The extra beauty of this strategy is that it creates a target for Islamist terrorists that is not Israel. A key objective of the current U.S. strategy is to show that Israel is not the fundamental cause of instability and mayhem in the Middle East - but a victim of the same kind of pathological religious extremism that has destroyed Iran, brutalized Afghanistan and blackmailed Saudi Arabia. Before the Iraq war, the U.S. could do little to counter these maniacs directly. Now they have a theater of war - and it isn't the West Bank.

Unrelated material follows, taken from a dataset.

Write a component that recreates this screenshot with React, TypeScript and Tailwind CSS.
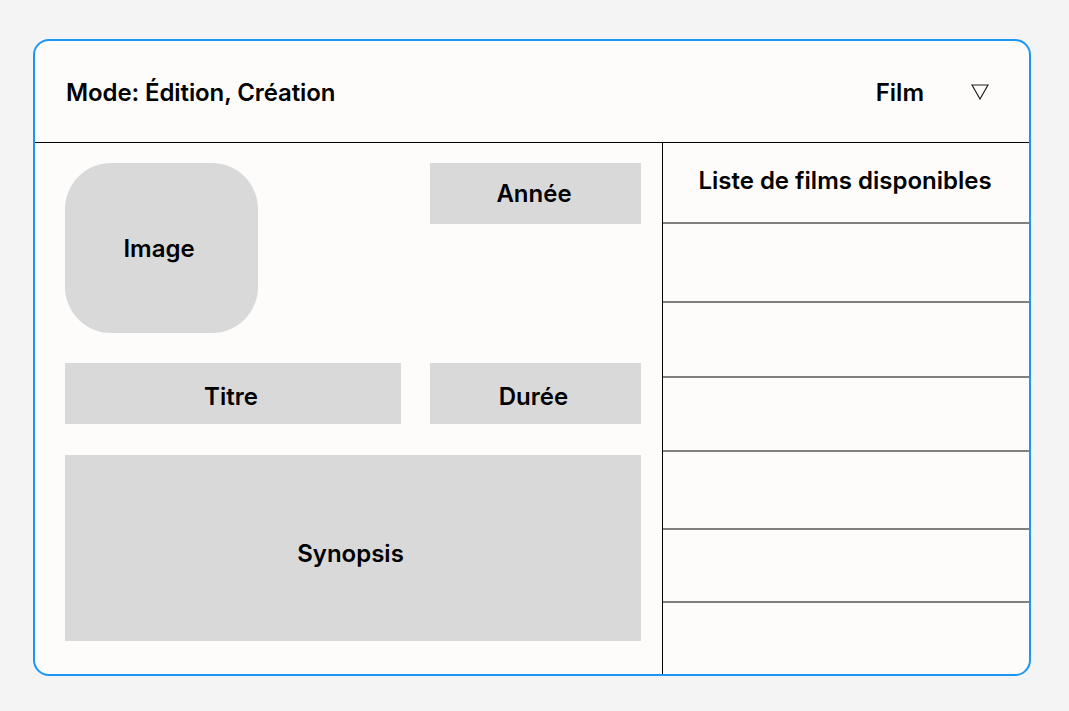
import React from "react";

const rowHeights = [79, 75, 74, 78, 73];

export default function App() {
  return (
    <div className="w-[1069px] h-[711px] bg-[#f4f4f5] pt-[39px] pl-[33px]" style={{ fontFamily: "Inter, 'Noto Sans', sans-serif" }}>
      <div className="w-[998px] h-[637px] border-2 border-[#1a97f5] rounded-[16px] bg-[#fdfcfb] flex flex-col overflow-hidden text-black">
        <div className="h-[102px] shrink-0 border-b border-black flex items-center pl-[31px] pr-[40px] pt-[3px]">
          <span className="text-[24px] font-semibold tracking-[-0.1px]">Mode: Édition, Création</span>
          <div className="ml-auto flex items-center gap-[47px]">
            <span className="text-[24px] font-semibold">Film</span>
            <svg width="18" height="16" viewBox="0 0 18 16" className="mt-[-2px]">
              <path d="M1 1 H17 L9 15 Z" fill="none" stroke="#222" strokeWidth="1.2" strokeLinejoin="miter" />
            </svg>
          </div>
        </div>
        <div className="flex flex-1 min-h-0">
          <div className="w-[627px] shrink-0 pt-[20px] pl-[30px] pr-[21px]">
            <div className="grid grid-cols-[336px_211px] gap-x-[29px]">
              <div className="w-[193px] h-[170px] rounded-[46px] bg-[#d9d9d9] flex items-center justify-center text-[24px] font-semibold pr-[5px] pt-[2px]">Image</div>
              <div className="h-[61px] bg-[#d9d9d9] flex items-center justify-center text-[24px] font-semibold pr-[3px]">Année</div>
              <div className="mt-[30px] h-[61px] bg-[#d9d9d9] flex items-center justify-center text-[24px] font-semibold pt-[6px] pr-[4px]">Titre</div>
              <div className="mt-[30px] h-[61px] bg-[#d9d9d9] flex items-center justify-center text-[24px] font-semibold pt-[6px] pr-[4px]">Durée</div>
              <div className="col-span-2 mt-[31px] h-[186px] bg-[#d9d9d9] flex items-center justify-center text-[24px] font-semibold pt-[12px] pr-[5px]">Synopsis</div>
            </div>
          </div>
          <div className="flex-1 border-l border-black flex flex-col">
            <div className="h-[81px] shrink-0 border-b-2 border-[#808080] flex items-center justify-center text-[24px] font-semibold pb-[4px] pr-[2px]">Liste de films disponibles</div>
            {rowHeights.map((h, i) => (
              <div key={i} className="shrink-0 border-b-2 border-[#808080]" style={{ height: h }} />
            ))}
            <div className="flex-1" />
          </div>
        </div>
      </div>
    </div>
  );
}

Will this strategy work? Its obvious disadvantage is that it's tough to fight an escalating terrorist war in the same country you're trying simultaneously to nudge toward civil order and democracy. Terrorism undermines civil society even in countries with very advanced traditions of democracy, let alone a country like Iraq. Certainly, that internal contradiction helps explain why the U.S. is now desperate for more help in pacifying Iraq as well as waging war within it. One possibility is that better and more aggressive policing in urban areas (by Iraqis and foreign troops) will enable U.S. soldiers to leave the cities and fight a guerrilla war against al Qaeda and Hezbollah in the Iraqi hinterland, putting extra pressure on Iran and Syria at the same time. That would be an elegant solution. But at the moment it's a somewhat optimistic one.
At some point, I'd argue, the president therefore has to make this strategy more formal. He has to tell the American people that more violence in Iraq may not in some circumstances be a bad thing. It may be a sign that we are flushing out terror and confronting it, rather than passively waiting for it to attack again. He has to remind people that this war is far from over, that the mission is still very much unaccomplished, and that this is not Vietnam. Right now he looks defensive, reactive and not in full control. That must end. And articulating the flypaper strategy might just help end it.

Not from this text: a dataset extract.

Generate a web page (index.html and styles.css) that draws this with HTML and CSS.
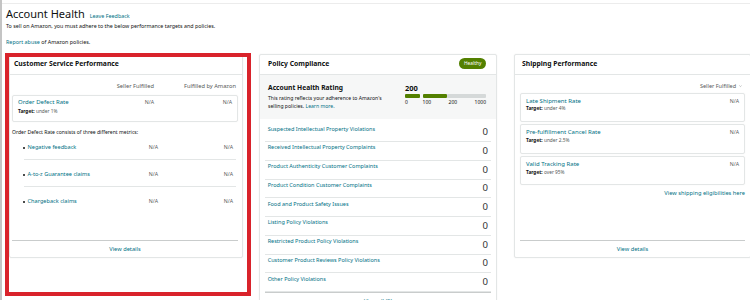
FILE: index.html
```html
<!DOCTYPE html>
<html lang="en">
<head>
<meta charset="utf-8">
<title>Account Health</title>
<link rel="stylesheet" href="styles.css">
</head>
<body>
<div class="page">
  <div class="topline"></div>
  <header class="intro">
    <h1 class="title">Account Health <a class="feedback" href="#">Leave Feedback</a></h1>
    <p class="lead">To sell on Amazon, you must adhere to the below performance targets and policies.</p>
    <p class="report"><a href="#">Report abuse</a> of Amazon policies.</p>
  </header>

  <main class="cards">
    <section class="card card-short card-csp">
      <div class="card-head">Customer Service Performance</div>
      <div class="csp-body">
        <div class="colhead"><span></span><span>Seller Fulfilled</span><span>Fulfilled by Amazon</span></div>
        <div class="metric metric-compact">
          <a class="metric-name" href="#">Order Defect Rate</a>
          <span class="na na-mid">N/A</span>
          <span class="na">N/A</span>
          <div class="target"><b>Target:</b> under 1%</div>
        </div>
        <p class="desc">Order Defect Rate consists of three different metrics:</p>
        <ul class="submetrics">
          <li><a href="#">Negative feedback</a><span class="na">N/A</span><span class="na">N/A</span></li>
          <li><a href="#">A-to-z Guarantee claims</a><span class="na">N/A</span><span class="na">N/A</span></li>
          <li><a href="#">Chargeback claims</a><span class="na">N/A</span><span class="na">N/A</span></li>
        </ul>
      </div>
      <a class="card-foot" href="#">View details</a>
    </section>

    <section class="card card-policy">
      <div class="card-head">Policy Compliance <span class="badge">Healthy</span></div>
      <div class="rating">
        <div class="rating-info">
          <div class="rating-title">Account Health Rating</div>
          <p class="rating-desc">This rating reflects your adherence to Amazon's selling policies. <a href="#">Learn more.</a></p>
        </div>
        <div class="rating-scale">
          <div class="score">200</div>
          <div class="bar"><span class="seg seg-a"></span><span class="seg seg-b"></span><span class="seg seg-c"></span></div>
          <div class="bar-labels"><span class="lab-a">0</span><span class="lab-b">100</span><span class="lab-c"><span>200</span><span>1000</span></span></div>
        </div>
      </div>
      <ul class="policy-list">
        <li><a href="#">Suspected Intellectual Property Violations</a><span class="count">0</span></li>
        <li><a href="#">Received Intellectual Property Complaints</a><span class="count">0</span></li>
        <li><a href="#">Product Authenticity Customer Complaints</a><span class="count">0</span></li>
        <li><a href="#">Product Condition Customer Complaints</a><span class="count">0</span></li>
        <li><a href="#">Food and Product Safety Issues</a><span class="count">0</span></li>
        <li><a href="#">Listing Policy Violations</a><span class="count">0</span></li>
        <li><a href="#">Restricted Product Policy Violations</a><span class="count">0</span></li>
        <li><a href="#">Customer Product Reviews Policy Violations</a><span class="count">0</span></li>
        <li><a href="#">Other Policy Violations</a><span class="count">0</span></li>
      </ul>
      <a class="card-foot policy-foot" href="#">View all (0)</a>
    </section>

    <section class="card card-short card-ship">
      <div class="card-head">Shipping Performance</div>
      <div class="ship-body">
        <div class="ship-filter">Seller Fulfilled <svg class="chev" viewBox="0 0 4 3" width="3" height="2.2"><polyline points="0.4,0.6 2,2.2 3.6,0.6" fill="none" stroke="#8a8f8f" stroke-width="0.7"/></svg></div>
        <div class="metric">
          <a class="metric-name" href="#">Late Shipment Rate</a>
          <span class="na">N/A</span>
          <div class="target"><b>Target:</b> under 4%</div>
        </div>
        <div class="metric">
          <a class="metric-name" href="#">Pre-fulfillment Cancel Rate</a>
          <span class="na">N/A</span>
          <div class="target"><b>Target:</b> under 2.5%</div>
        </div>
        <div class="metric">
          <a class="metric-name" href="#">Valid Tracking Rate</a>
          <span class="na">N/A</span>
          <div class="target"><b>Target:</b> over 95%</div>
        </div>
        <a class="ship-link" href="#">View shipping eligibilities here</a>
      </div>
      <a class="card-foot" href="#">View details</a>
    </section>

    <div class="highlight"></div>
  </main>
</div>
</body>
</html>
```

FILE: styles.css
```css
html, body {
  margin: 0;
  padding: 0;
  background: #fff;
}
body {
  width: 750px;
  height: 300px;
  overflow: hidden;
  font-family: "Noto Sans", "Open Sans", sans-serif;
  color: #0f1111;
}
a {
  color: #007185;
  text-decoration: none;
}
p, h1, ul {
  margin: 0;
  padding: 0;
}
ul {
  list-style: none;
}

.page {
  border-left: 2px solid #c4c4c4;
  padding-left: 4px;
  height: 300px;
  box-sizing: border-box;
}
.topline {
  height: 3px;
  border-bottom: 1px solid #ececec;
  margin-left: -4px;
}

/* intro */
.title {
  margin-top: 3px;
  font-size: 11px;
  line-height: 14px;
  font-weight: 400;
}
.feedback {
  font-size: 5.4px;
  margin-left: 2px;
}
.lead {
  font-size: 5.35px;
  line-height: 7px;
}
.report {
  margin-top: 9px;
  font-size: 5.4px;
  line-height: 7px;
}

/* cards */
.cards {
  position: relative;
  margin-top: 8px;
  margin-left: 3px;
  display: grid;
  grid-template-columns: 234px 238px 238px;
  column-gap: 16px;
  align-items: start;
  width: 760px;
}
.card {
  background: #fff;
  border: 1px solid #e3e6e6;
  border-radius: 2px;
  box-shadow: 0 0 2px rgba(0, 0, 0, 0.06);
  box-sizing: border-box;
  display: flex;
  flex-direction: column;
}
.card-short {
  height: 204px;
}
.card-ship {
  margin-left: 1px;
}
.card-head {
  height: 20px;
  box-sizing: border-box;
  padding: 0 10px 2px 4px;
  display: flex;
  align-items: center;
  justify-content: space-between;
  border-bottom: 1px solid #e3e6e6;
  font-size: 6.8px;
  font-weight: 700;
}
.card-policy .card-head {
  padding-left: 8px;
}
.card-ship .card-head {
  padding-left: 7px;
}
.badge {
  background: #538000;
  color: #fff;
  font-size: 4.8px;
  font-weight: 400;
  height: 10.3px;
  line-height: 10.3px;
  padding: 0 4.6px;
  border-radius: 6px;
}

.card-foot {
  margin: auto 4px 0 2px;
  border-top: 1px solid #c9cccc;
  height: 16px;
  line-height: 16px;
  text-align: center;
  font-size: 5.7px;
  flex-shrink: 0;
}
.card-ship .card-foot {
  margin: auto 5px 0 5px;
}

/* customer service */
.csp-body {
  padding: 0 4px 0 2px;
}
.colhead {
  margin-top: 7px;
  padding-right: 2px;
  display: grid;
  grid-template-columns: 1fr 80px 82px;
  line-height: 8px;
  font-size: 5.7px;
  color: #565959;
  text-align: right;
}
.metric {
  margin-top: 2px;
  height: 29.6px;
  box-sizing: border-box;
  border: 1px solid #e3e6e6;
  border-radius: 2px;
  box-shadow: 0 0 1.5px rgba(0, 0, 0, 0.06);
  padding: 3px 5px 0 5px;
  display: grid;
  grid-template-columns: 1fr 60px;
  align-content: start;
}
.metric-compact {
  margin-top: 4.5px;
  height: 27.5px;
  padding-top: 2px;
  grid-template-columns: 1fr 60px 78px;
}
.metric-name {
  font-size: 6px;
  line-height: 8px;
}
.na {
  font-size: 5.2px;
  line-height: 8px;
  color: #565959;
  text-align: right;
}
.target {
  grid-column: 1 / -1;
  margin-top: 0.8px;
  font-size: 4.8px;
  line-height: 6px;
  color: #565959;
}
.metric-compact .target {
  margin-top: 2px;
}
.target b {
  color: #0f1111;
  font-weight: 700;
}
.desc {
  margin-top: 7px;
  font-size: 5.1px;
  line-height: 7px;
}
.submetrics {
  margin: 0 2px 0 12px;
}
.submetrics li {
  display: grid;
  grid-template-columns: 1fr 60px 75px;
  padding: 10px 3px 8px 3.5px;
  line-height: 8px;
  border-bottom: 1px solid #e3e6e6;
}
.submetrics li:first-child {
  padding-top: 7px;
}
.submetrics li:last-child {
  border-bottom: none;
}
.submetrics a {
  font-size: 5.6px;
}
.submetrics a::before {
  content: "";
  display: inline-block;
  width: 2px;
  height: 2px;
  border-radius: 50%;
  background: #0f1111;
  margin-left: -4.5px;
  margin-right: 2.5px;
  vertical-align: 0.5px;
}

/* policy compliance */
.rating {
  background: #f6f7f7;
  height: 44px;
  box-sizing: border-box;
  padding: 9.3px 10px 0 8px;
  display: flex;
  justify-content: space-between;
}
.rating-info {
  width: 128px;
}
.rating-title {
  font-size: 6.7px;
  font-weight: 700;
  line-height: 8px;
}
.rating-desc {
  margin-top: 2.5px;
  font-size: 5.1px;
  line-height: 7.8px;
}
.rating-scale {
  width: 81px;
}
.score {
  font-size: 7.5px;
  font-weight: 700;
  line-height: 8px;
}
.bar {
  margin-top: 2.2px;
  height: 4px;
  display: flex;
}
.seg {
  height: 4px;
  border-radius: 1px;
}
.seg-a {
  width: 15px;
  margin-right: 2.6px;
  background: #538000;
}
.seg-b {
  width: 24px;
  margin-right: 0.6px;
  background: #538000;
}
.seg-c {
  flex: 1;
  background: #d5d9d9;
}
.bar-labels {
  margin-top: 0.8px;
  display: flex;
  font-size: 5px;
  line-height: 6px;
}
.lab-a {
  width: 17.6px;
}
.lab-b {
  width: 26px;
}
.lab-c {
  flex: 1;
  display: flex;
  justify-content: space-between;
}

.policy-list {
  margin: 4.25px 5px 0 5px;
}
.policy-list li {
  height: 18.75px;
  box-sizing: border-box;
  border-bottom: 1px solid #e3e6e6;
  padding: 0 3px 0 2.7px;
  display: flex;
  justify-content: space-between;
  align-items: center;
}
.policy-list a {
  align-self: flex-start;
  margin-top: 2.3px;
  font-size: 5.5px;
  line-height: 7px;
}
.count {
  font-size: 9.6px;
  line-height: 10px;
  color: #333;
}
.policy-foot {
  margin: 0 5px;
}

/* shipping */
.ship-body {
  padding: 0 5px;
  display: flex;
  flex-direction: column;
}
.ship-filter {
  margin-top: 7px;
  padding-right: 3px;
  text-align: right;
  font-size: 5.5px;
  line-height: 8px;
  color: #565959;
}
.chev {
  margin-left: 1.5px;
  vertical-align: 0.5px;
}
.ship-filter + .metric {
  margin-top: 2.7px;
}
.ship-link {
  margin-top: 3.5px;
  text-align: right;
  font-size: 5.7px;
  line-height: 8px;
}

/* review annotation drawn over the first card */
.highlight {
  position: absolute;
  left: -4px;
  top: -1px;
  width: 246px;
  height: 243px;
  box-sizing: border-box;
  border: 4px solid #d9232b;
  pointer-events: none;
}
```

Even before the war started, this strategic opportunity was evident.
It's a spider's strategy -- attract the prey into the web and kill them. Better there than here.
At the same time, the terrorists cannot afford to stay clear. They cannot afford to have a democratic and economically successful Iraq in their midst. They must come into the web...

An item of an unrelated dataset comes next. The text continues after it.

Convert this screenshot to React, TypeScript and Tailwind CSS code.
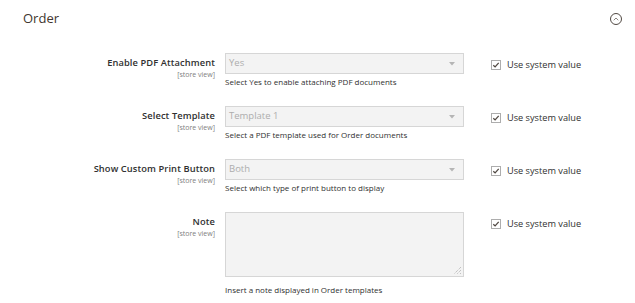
import { ChevronDown } from 'lucide-react';

type Field = {
  label: string;
  value?: string;
  note: string;
  textarea?: boolean;
};

const fields: Field[] = [
  { label: 'Enable PDF Attachment', value: 'Yes', note: 'Select Yes to enable attaching PDF documents' },
  { label: 'Select Template', value: 'Template 1', note: 'Select a PDF template used for Order documents' },
  { label: 'Show Custom Print Button', value: 'Both', note: 'Select which type of print button to display' },
  { label: 'Note', note: 'Insert a note displayed in Order templates', textarea: true },
];

function SystemCheckbox() {
  return (
    <label className="flex items-center gap-[6px] pt-[6px] text-[9.2px] leading-[12px] text-[#303030]">
      <span className="flex h-[10px] w-[10px] items-center justify-center border border-[#adadad] bg-white">
        <svg width="8" height="8" viewBox="0 0 8 8" fill="none">
          <path d="M1.3 4.2 L3.1 5.9 L6.7 1.9" stroke="#514943" strokeWidth="1.3" />
        </svg>
      </span>
      Use system value
    </label>
  );
}

function FieldRow({ field }: { field: Field }) {
  return (
    <div className="flex">
      {/* Label */}
      <div className="w-[215px] shrink-0 pt-[4px] text-right">
        <div className="text-[9.3px] font-semibold leading-[12px] tracking-[0.1px] text-[#303030]">{field.label}</div>
        <div className="mt-[2px] text-[7px] leading-[8px] text-[#808080]">[store view]</div>
      </div>

      {/* Control */}
      <div className="ml-[10px] w-[239px] shrink-0">
        {field.textarea ? (
          <div className="relative h-[65px] border border-[#d6d6d6] bg-[#f3f3f3]">
            <svg className="absolute bottom-[1px] right-[1px]" width="9" height="9" viewBox="0 0 9 9">
              <path d="M8 1 L1 8 M8 4 L4 8 M8 7 L7 8" stroke="#9a9a9a" strokeWidth="0.8" strokeDasharray="1 1" />
            </svg>
          </div>
        ) : (
          <div className="flex h-[21px] items-center justify-between border border-[#d6d6d6] bg-[#f3f3f3] pl-[3px] pr-[8px]">
            <span className="text-[9.5px] text-[#adadad]">{field.value}</span>
            <svg width="6" height="4" viewBox="0 0 6 4">
              <path d="M0 0 H6 L3 3.5 Z" fill="#b5b5b5" />
            </svg>
          </div>
        )}
        <div className={`${field.textarea ? 'mt-[7px]' : 'mt-[2px]'} text-[8px] leading-[12px] text-[#303030]`}>
          {field.note}
        </div>
      </div>

      {/* Use system value */}
      <div className="ml-[27px]">
        <SystemCheckbox />
      </div>
    </div>
  );
}

export default function App() {
  return (
    <div className="h-[303px] w-[635px] bg-white" style={{ fontFamily: '"Open Sans", sans-serif' }}>
      {/* Section header */}
      <div className="flex h-[38px] items-center justify-between pl-[23px] pr-[13px]">
        <h2 className="text-[13px] font-normal text-[#41362f]">Order</h2>
        <span className="flex h-[12px] w-[12px] items-center justify-center rounded-full border border-[#514943]">
          <ChevronDown className="rotate-180 text-[#514943]" size={8} strokeWidth={2} />
        </span>
      </div>

      {/* Fields */}
      <div className="mt-[15px] flex flex-col gap-[18px]">
        {fields.map((f) => (
          <FieldRow key={f.label} field={f} />
        ))}
      </div>
    </div>
  );
}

I also suspect there is another reason for the international peacekeeping force, beyond freeing up American forces for hunting down and killing terrorists in Iraq.
There is still unfinished business elsewhere. And some of the combat units will be pulled out, rested, refitted, retrained...then sent to kill more of the enemy in another location.
Iran, anyone? Syria? The Phillipines?
Kill them all.
Until Congressman BillyBob announced his Exploratory Committee, my tagline read:
None are so blind as those will not see. Or think...
Bingo - he flat out told all the terrorists if Iraq doesn't succeed, then the terrorists win. Please don't throw me in that briar patch.
Really? It's the same strategy used in Vietnam. It's called attrition, and it hasn't been notably successful. It's the same strategy Israel pursued in Lebanon before they were chased out. This is the stuff of fantasy.